While this may sound pretty dire, and it is, let me convey a couple of lessons that I learned. First, it's often not the big things but the little things that made a difference. While moving big stuff was critically important, the two most profound images in my head were more delicate. I watched a group of students working with a women cleaning up what others may think of as junk and trinkets but that were the remains of 25 years of living in her house. Their sensitivity in dealing with her made me weep. On another occasion, Mary Mike Hailey and my group stopped to clean up garbage in a ditch outside of a neighborhood that had been hit pretty hard. People came out of their houses and wept. A women told me that on one level, she could take having a house leveled, but driving by your neighborhood day in and day out that is littered in trash was so demoralizing and overwhelming. Doing something as simple as picking up garbage out of a ditch had a profound moral affect.

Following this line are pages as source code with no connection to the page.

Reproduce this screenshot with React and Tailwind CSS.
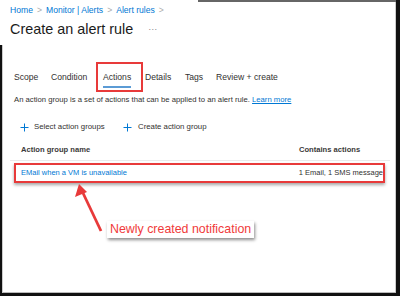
import React from "react";

export default function App() {
  const font = { fontFamily: '"Liberation Sans", Arial, sans-serif' };
  return (
    <div className="relative w-[400px] h-[296px] bg-white overflow-hidden whitespace-nowrap" style={font}>
      {/* screenshot frame edges */}
      <div className="absolute left-[198px] right-0 top-0 h-[2px] bg-[#666]" />
      <div className="absolute right-0 top-0 bottom-0 w-[4px] bg-[#111]" />
      <div className="absolute right-[4px] top-[2px] bottom-[3px] w-[1px] bg-[#ccc]" />
      <div className="absolute left-0 right-0 bottom-0 h-[3px] bg-[#111]" />
      <div className="absolute left-[2px] right-[4px] bottom-[3px] h-[1px] bg-[#bbb]" />
      <div className="absolute left-0 top-[45px] bottom-0 w-[2px] bg-[#111]" />
      <div className="absolute left-[2px] top-[45px] bottom-[3px] w-[1px] bg-[#ccc]" />

      <div className="flex flex-col pl-[10px] pt-[4px]">
        <div className="flex items-center gap-[4px] text-[8.6px] text-[#0078d4] h-[12px]">
          <span>Home</span>
          <span className="text-[#aaa]">&gt;</span>
          <span>Monitor | Alerts</span>
          <span className="text-[#aaa]">&gt;</span>
          <span>Alert rules</span>
          <span className="text-[#aaa]">&gt;</span>
        </div>
        <div className="flex items-center h-[20px] mt-[3px]">
          <span className="text-[14.4px] text-[#1b1b1b] leading-none">Create an alert rule</span>
          <span className="ml-[15px] text-[9px] text-[#888] leading-none">···</span>
        </div>

        <div className="flex items-center text-[8.6px] text-[#323130] mt-[32px] pl-[4px] h-[12px]">
          <span className="w-[37px]">Scope</span>
          <span className="w-[52px]">Condition</span>
          <span className="relative w-[42px]">
            Actions
            <span className="absolute left-0 w-[28px] -bottom-[5px] h-[2px] bg-[#5b9bd5]" />
            <span className="absolute -left-[7px] w-[47px] -top-[9px] h-[30px] border-2 border-[#e83a3a]" />
          </span>
          <span className="w-[40px]">Details</span>
          <span className="w-[31px]">Tags</span>
          <span>Review + create</span>
        </div>

        <div className="text-[7.7px] text-[#323130] mt-[12px] pl-[4px] h-[10px] leading-[10px]">
          An action group is a set of actions that can be applied to an alert rule.{" "}
          <span className="text-[#0078d4] underline">Learn more</span>
        </div>

        <div className="flex items-center text-[7.8px] text-[#323130] mt-[16px] pl-[10px] h-[12px]">
          <span className="flex items-center w-[103px]">
            <svg width="9" height="9" viewBox="0 0 9 9" className="mr-[5px]">
              <path d="M4.5 0.5v8M0.5 4.5h8" stroke="#0078d4" strokeWidth="1" />
            </svg>
            Select action groups
          </span>
          <span className="flex items-center">
            <svg width="9" height="9" viewBox="0 0 9 9" className="mr-[6px]">
              <path d="M4.5 0.5v8M0.5 4.5h8" stroke="#0078d4" strokeWidth="1" />
            </svg>
            Create action group
          </span>
        </div>

        <div className="flex items-center text-[7.6px] font-bold text-[#3b3a39] mt-[6px] pl-[11px] h-[22px] mr-[10px] border-b border-[#eaeaea]">
          <span className="w-[278px]">Action group name</span>
          <span>Contains actions</span>
        </div>

        <div className="flex items-center text-[7.5px] h-[20px] pl-[5px] ml-[4px] w-[371px] mt-[2px] border-2 border-[#e83a3a] shadow-[0_2px_3px_rgba(0,0,0,0.35)]">
          <span className="w-[278px] text-[#0078d4]">EMail when a VM is unavailable</span>
          <span className="text-[#323130]">1 Email, 1 SMS message</span>
        </div>
      </div>

      {/* arrow */}
      <svg className="absolute left-0 top-0" width="400" height="296" viewBox="0 0 400 296">
        <line x1="101" y1="231" x2="83" y2="193" stroke="#e83a3a" strokeWidth="2.8" />
        <polygon points="79,184 75,197 87,192" fill="#e83a3a" />
      </svg>

      <div className="absolute left-[107px] top-[221px] bg-white px-[3px] text-[12.4px] leading-[17px] text-[#f03a3a] shadow-[1px_2px_3px_rgba(0,0,0,0.45)]">
        Newly created notification
      </div>
    </div>
  );
}
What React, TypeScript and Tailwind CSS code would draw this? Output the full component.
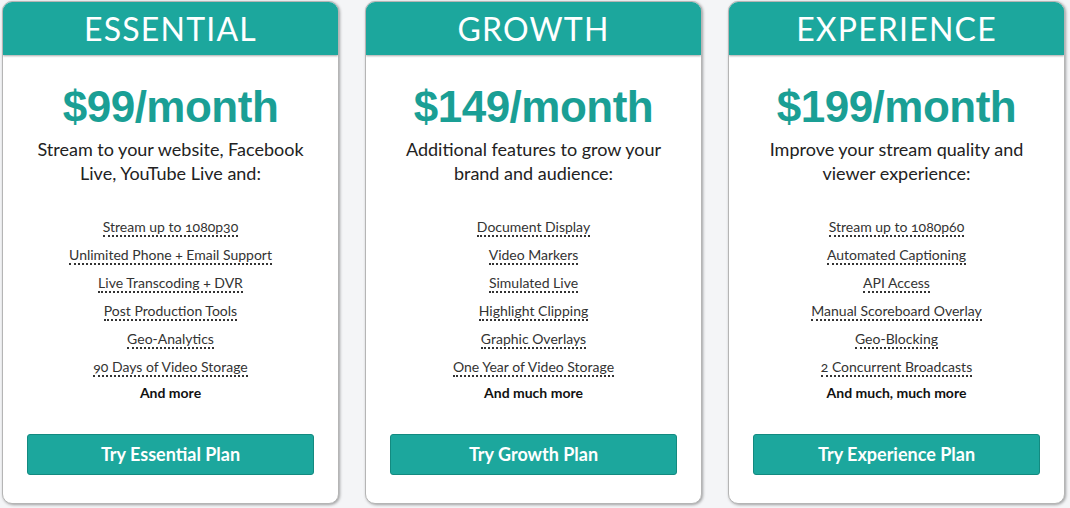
import React from "react";

type Plan = {
  name: string;
  price: string;
  desc: string[];
  features: string[];
  more: string;
  cta: string;
};

const plans: Plan[] = [
  {
    name: "ESSENTIAL",
    price: "$99/month",
    desc: ["Stream to your website, Facebook", "Live, YouTube Live and:"],
    features: [
      "Stream up to 1080p30",
      "Unlimited Phone + Email Support",
      "Live Transcoding + DVR",
      "Post Production Tools",
      "Geo-Analytics",
      "90 Days of Video Storage",
    ],
    more: "And more",
    cta: "Try Essential Plan",
  },
  {
    name: "GROWTH",
    price: "$149/month",
    desc: ["Additional features to grow your", "brand and audience:"],
    features: [
      "Document Display",
      "Video Markers",
      "Simulated Live",
      "Highlight Clipping",
      "Graphic Overlays",
      "One Year of Video Storage",
    ],
    more: "And much more",
    cta: "Try Growth Plan",
  },
  {
    name: "EXPERIENCE",
    price: "$199/month",
    desc: ["Improve your stream quality and", "viewer experience:"],
    features: [
      "Stream up to 1080p60",
      "Automated Captioning",
      "API Access",
      "Manual Scoreboard Overlay",
      "Geo-Blocking",
      "2 Concurrent Broadcasts",
    ],
    more: "And much, much more",
    cta: "Try Experience Plan",
  },
];

function Card({ plan }: { plan: Plan }) {
  return (
    <div className="w-[337px] h-[503px] flex flex-col items-center bg-white rounded-[10px] border border-[#b5b5b5] shadow-[1px_1px_3px_rgba(0,0,0,0.35)] overflow-hidden">
      <div className="w-full h-[53px] shrink-0 bg-[#1ca79d] flex items-center justify-center shadow-[0_1px_2px_rgba(0,0,0,0.35)]">
        <span className="text-white text-[32px] font-normal tracking-[1.2px] leading-none font-['Lato','Open_Sans',sans-serif]">
          {plan.name}
        </span>
      </div>
      <div className="mt-[29px] text-[44px] leading-[46px] font-bold text-[#1a9f95] tracking-[-0.5px] font-['Liberation_Sans',Arial,sans-serif]">
        {plan.price}
      </div>
      <div className="mt-[7px] text-[18px] leading-[24px] text-[#222] text-center font-['Lato','Open_Sans',sans-serif]">
        {plan.desc.map((d) => (
          <div key={d}>{d}</div>
        ))}
      </div>
      <div className="mt-[28px] flex flex-col items-center font-['Lato','Open_Sans',sans-serif] text-[14px] text-[#333] oldstyle-nums">
        {plan.features.map((f) => (
          <div key={f} className="h-[28px] flex items-center">
            <span className="leading-[17px] border-b-2 border-dotted border-[#333]">{f}</span>
          </div>
        ))}
        <div className="h-[22px] flex items-center font-bold text-[14px] text-[#111]">{plan.more}</div>
      </div>
      <button className="mt-[31px] w-[287px] h-[41px] bg-[#1ca79d] border border-[#138a80] rounded-[3px] text-white text-[18px] font-bold font-['Lato','Open_Sans',sans-serif]">
        {plan.cta}
      </button>
    </div>
  );
}

export default function App() {
  return (
    <div className="w-[1070px] h-[508px] bg-[#f4f5f7] pl-[2px] pt-[1px] flex gap-[26px]">
      {plans.map((p) => (
        <Card key={p.name} plan={p} />
      ))}
    </div>
  );
}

Second, this trip hammered home for me the importance of community. In touring Cameron (the place that was completely wiped out), I kept wondering what the name of the school team was. I wondered what the town gossip was like, who was on city council, what they though of their local police officers, and what it was that they loved about their town. I wondered if the stuff of community would transcend the disaster so that people might come back. The only thing to come back to would be that. Conversely, it made me appreciate the sense of community that I have always sought and that I have found here. Being part of Gunnison, and especially a part of this college and these students has empowered me. Community makes us stronger. We swarmed like an ant colony over lots of projects and it was empowering to see what we accomplished, even if it was only a drop in the bucket of a huge disaster and a national disgrace. At any rate, it's been difficult to put these feelings into words and I appreciate the opportunity to vent them.